Lassen Sie aber zunächst die sehr eindringliche Schilderung der Eltern auf sich wirken. Denn darin ist nicht nur der vollkommenste Supergau nachgezeichnet, der eine Familie ereilen kann. Sie erkennen gleichzeitig, wie schwierig es ist, einen Fall zu bearbeiten, der auf einer festgefahrenen Grundannahme fußt – nämlich der, dass die Tochter von ihren Brüdern, ihrem Vater oder ihrer Mutter umgebracht worden sein muss. Hinzu kamen organisatorische Schwierigkeiten: Die Staatsanwaltschaft arbeitete mit grenzenloser Langsamkeit und Unlust, die Polizei wurde von internen Umgruppierungen gestört, und den erbosten Eltern hört schon lange niemand mehr zu. So kam es, dass der Fall bis heute nicht gelöst ist. Das ist deshalb so verrückt, weil alle Beteiligten noch leben und alle Spuren – wären sie denn eingesammelt worden – auch noch untersuchbar wären.

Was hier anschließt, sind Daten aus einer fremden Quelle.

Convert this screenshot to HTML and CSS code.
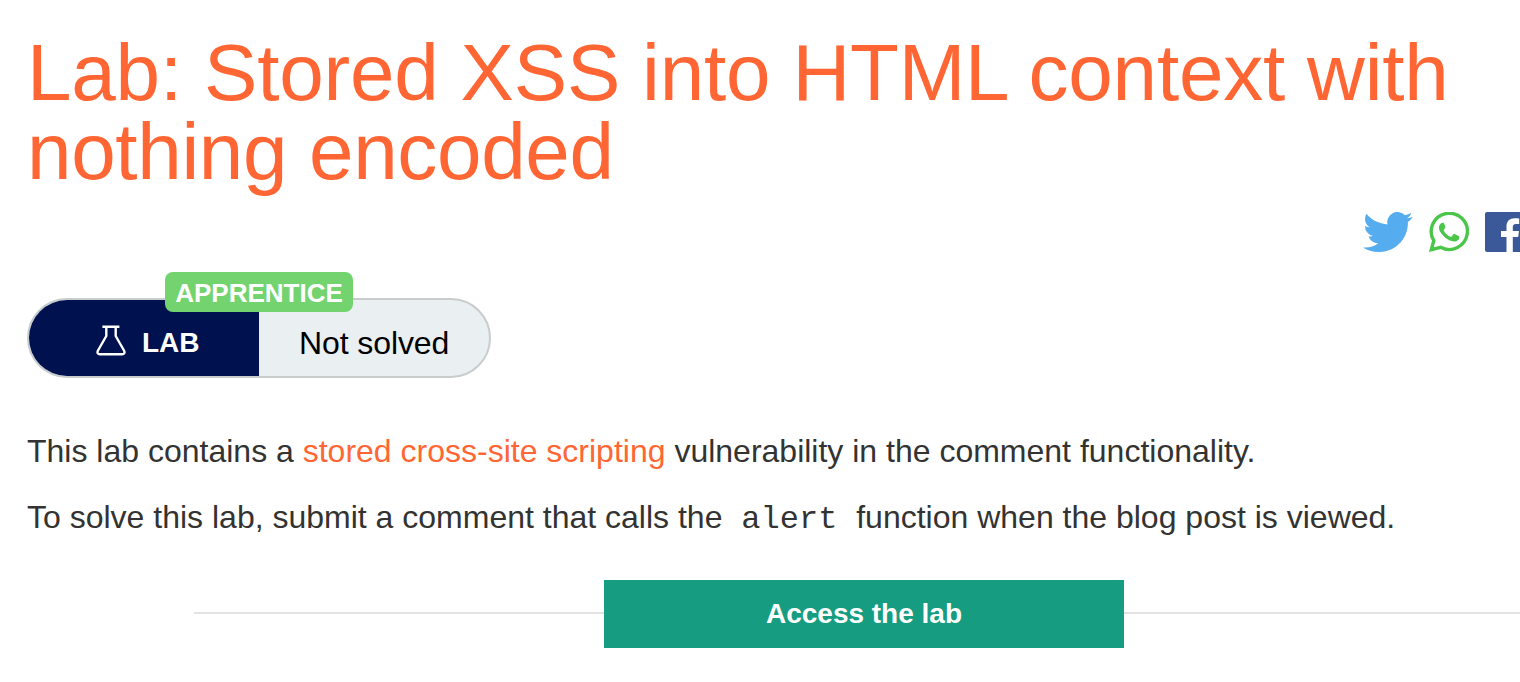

Am dramatischsten ist vielleicht, wie sich im Laufe der Jahre die Schlinge zuzieht – nur leider nicht um den oder die möglichen Verdächtigen, sondern um die Familie, die alles verloren hat, was sie besaß: Haus, Firma, ihre Tochter Melanie, Gesundheit und Seelenfrieden.
Vierzehn Jahre nach der Tat wurde erstmals ein Verdächtiger verhaftet. Er musste dann aber rasch wieder freigelassen werden, weil, so die Staatsanwaltschaft, die Ermittlungen doch noch nicht so weit waren, wie sie hätten sein müssen. Ob, wie oder gegen wen derzeit ermittelt wird, ist unbekannt. Aus diesem Grund habe ichauf Wunsch der Familie ausnahmsweise die Namen aller Beteiligten anonymisiert. Das Interview habe ich kurz vor der Freilassung des Verdächtigen aus der U-Haft geführt. Bitte wundern Sie sich nicht über die vielen Details – denn um die geht es ja …
Der Mord an unserer Tochter. Ein Interview mit den Eltern
Mutter: Derzeit sitzt ein Mann im Gefängnis, den sie kürzlich verhaftet haben. Das ist Melanies Exfreund gewesen. Mit dem war sie viereinhalb Jahre zusammen. Sie hat ihn Anfang 1994 kennengelernt, als wir umgezogen sind. Er war ein Jahr älter als sie und eigentlich immer bei ihr. Er war wie unser Sohn, wirklich, das kann ich nicht anders sagen.
Die beiden haben viel unternommen, waren viel mit der Clique unterwegs. Allerdings nur am Wochenende, da war Melanie sehr konsequent. Im Dorf ist ja auch sonst gar nichts. Ihre Freunde sind dann gekommen und haben Melanie abgeholt.